Traphaco has grown into the second largest pharmaceutical firm in Vietnam with a sharp network expansion and core business strategy.
According to its annual report released in January, Traphaco achieved VND116 billion ($5.5 million) in net profit, representing 31 per cent year-on-year growth. During 2012, Traphaco opened four branches and acquired two provincial distributors, bringing its network of distribution branches and subsidiaries to 18 nationwide.
This represents outstanding growth as Traphaco had only two branches in 2009. The net profit growth in the last three years was particularly impressive at almost 32 per cent per annum. The revenue and net profit annual growth rates were 21 and 25 per cent, respectively over the last five years.
Since then it has outperformed its peers in terms of revenue and net profit growth to become the second largest manufacturer in Vietnam, from the fifth in 2007. Last year, was the second consecutive year that Traphaco boasted the highest net profit growth rate among listed pharmaceutical companies.
Traphaco already has a strong foundation for future sustainable growth, with a large farming area of herbal plants, an award winning R&D team, two GMP-WHO certified manufacturing facilities, a nationally-recognised brand and a nationwide distribution network of 18 branches.
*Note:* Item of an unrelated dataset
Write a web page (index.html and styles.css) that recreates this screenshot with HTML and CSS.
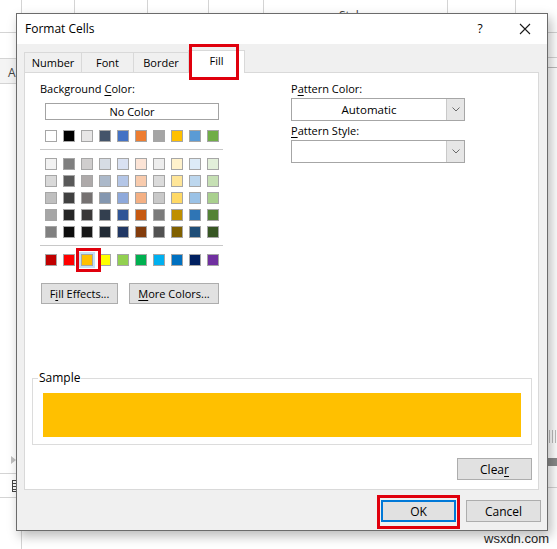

Given the strong growth over past year and a solid foundation, the company also set ambitious targets for 2013. Accordingly, revenue is targeted to reach VND1,800 billion ($86.5 million), a 27.8 per cent jump in comparison with 2012 and the net profit is expected to come to VND147 billion ($7 million), up 26.7 per cent year-on-year.
Chris Freund, managing director at Mekong Capital - a stakeholder in Traphaco, said Traphaco reached significant achievements over the past years because its strategy was very focused on its core pharmaceutical business and emphasizes vertical integration.
“It is very careful about how its allocates its capital and its proposals for new investment are a good fit with its strategy. For example, expanding its distribution network, expanding manufacturing capacity, completing the acquisition of subsidiary Traphaco CNC and investing in the farming of raw materials,” said Freund.
To further expand business, Traphaco is going to partner with a Japanese company. In January, the management team at Traphaco held a series of working sessions with a leading Japanese generic medicine manufacturer with almost $800 million in sales in 2012, to explore cooperation opportunities. This company is one of three Japanese strategic players who are in different stages of discussions with Traphaco, with the intention to become partners with Traphaco for either exclusive distribution or production joint venture.
But the company will not stop there. This year, Traphaco is looking for merger and acquisition opportunities to expand its network in the market.
“Given the success of M&A transactions with two companies CNC and Daklak Pharmaceutical Company, we believe Traphaco has enough ability to acquire other companies in future. That why we encourage the company to continue looking for new M&A opportunities,” said Freund.
However, there is other factor behind the success of Traphaco. That is the company has two competent leaders, chairwoman Bui Thi Thuan and director Tran Tuc Ma.
“Thuan and Ma led the creation of a clear vision for Traphaco and a clear series of annual milestones for achieving that vision. This has contributed to a more rapid rate of growth than other companies that don’t have such a clear vision or business plan,” said Freund.